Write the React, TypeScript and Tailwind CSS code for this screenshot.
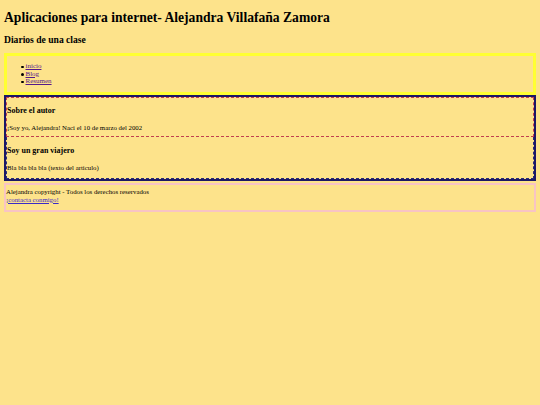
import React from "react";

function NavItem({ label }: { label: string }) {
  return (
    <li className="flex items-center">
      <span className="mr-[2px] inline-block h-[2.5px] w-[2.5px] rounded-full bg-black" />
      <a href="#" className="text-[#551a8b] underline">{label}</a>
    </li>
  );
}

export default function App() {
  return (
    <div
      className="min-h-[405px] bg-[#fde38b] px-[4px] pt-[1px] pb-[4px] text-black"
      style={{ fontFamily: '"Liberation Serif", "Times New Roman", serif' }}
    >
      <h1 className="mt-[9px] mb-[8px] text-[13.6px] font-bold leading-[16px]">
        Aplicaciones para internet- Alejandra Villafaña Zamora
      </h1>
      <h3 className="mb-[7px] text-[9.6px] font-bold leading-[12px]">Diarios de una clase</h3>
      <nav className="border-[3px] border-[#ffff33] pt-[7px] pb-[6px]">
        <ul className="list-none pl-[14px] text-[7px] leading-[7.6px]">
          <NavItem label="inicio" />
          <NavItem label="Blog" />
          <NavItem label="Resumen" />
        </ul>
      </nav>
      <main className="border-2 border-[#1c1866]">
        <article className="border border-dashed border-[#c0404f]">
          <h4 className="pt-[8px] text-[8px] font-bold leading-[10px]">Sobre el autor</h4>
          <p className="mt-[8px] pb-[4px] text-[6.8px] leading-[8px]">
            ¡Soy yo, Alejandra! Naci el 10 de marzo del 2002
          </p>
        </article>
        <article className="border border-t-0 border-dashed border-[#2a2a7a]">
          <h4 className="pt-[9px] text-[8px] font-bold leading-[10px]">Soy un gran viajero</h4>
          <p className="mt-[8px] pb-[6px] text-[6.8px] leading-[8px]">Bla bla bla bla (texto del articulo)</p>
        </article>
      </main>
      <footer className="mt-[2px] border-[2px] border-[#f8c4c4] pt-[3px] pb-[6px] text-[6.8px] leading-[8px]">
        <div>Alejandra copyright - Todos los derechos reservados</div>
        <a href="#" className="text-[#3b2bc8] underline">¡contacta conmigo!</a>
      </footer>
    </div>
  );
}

========================================================================

Exercise directions: Quote the data above in full, leaving out the pictures it holds.

The reply:
Write the React, TypeScript and Tailwind CSS code for this screenshot.
import React from "react";

function NavItem({ label }: { label: string }) {
  return (
    <li className="flex items-center">
      <span className="mr-[2px] inline-block h-[2.5px] w-[2.5px] rounded-full bg-black" />
      <a href="#" className="text-[#551a8b] underline">{label}</a>
    </li>
  );
}

export default function App() {
  return (
    <div
      className="min-h-[405px] bg-[#fde38b] px-[4px] pt-[1px] pb-[4px] text-black"
      style={{ fontFamily: '"Liberation Serif", "Times New Roman", serif' }}
    >
      <h1 className="mt-[9px] mb-[8px] text-[13.6px] font-bold leading-[16px]">
        Aplicaciones para internet- Alejandra Villafaña Zamora
      </h1>
      <h3 className="mb-[7px] text-[9.6px] font-bold leading-[12px]">Diarios de una clase</h3>
      <nav className="border-[3px] border-[#ffff33] pt-[7px] pb-[6px]">
        <ul className="list-none pl-[14px] text-[7px] leading-[7.6px]">
          <NavItem label="inicio" />
          <NavItem label="Blog" />
          <NavItem label="Resumen" />
        </ul>
      </nav>
      <main className="border-2 border-[#1c1866]">
        <article className="border border-dashed border-[#c0404f]">
          <h4 className="pt-[8px] text-[8px] font-bold leading-[10px]">Sobre el autor</h4>
          <p className="mt-[8px] pb-[4px] text-[6.8px] leading-[8px]">
            ¡Soy yo, Alejandra! Naci el 10 de marzo del 2002
          </p>
        </article>
        <article className="border border-t-0 border-dashed border-[#2a2a7a]">
          <h4 className="pt-[9px] text-[8px] font-bold leading-[10px]">Soy un gran viajero</h4>
          <p className="mt-[8px] pb-[6px] text-[6.8px] leading-[8px]">Bla bla bla bla (texto del articulo)</p>
        </article>
      </main>
      <footer className="mt-[2px] border-[2px] border-[#f8c4c4] pt-[3px] pb-[6px] text-[6.8px] leading-[8px]">
        <div>Alejandra copyright - Todos los derechos reservados</div>
        <a href="#" className="text-[#3b2bc8] underline">¡contacta conmigo!</a>
      </footer>
    </div>
  );
}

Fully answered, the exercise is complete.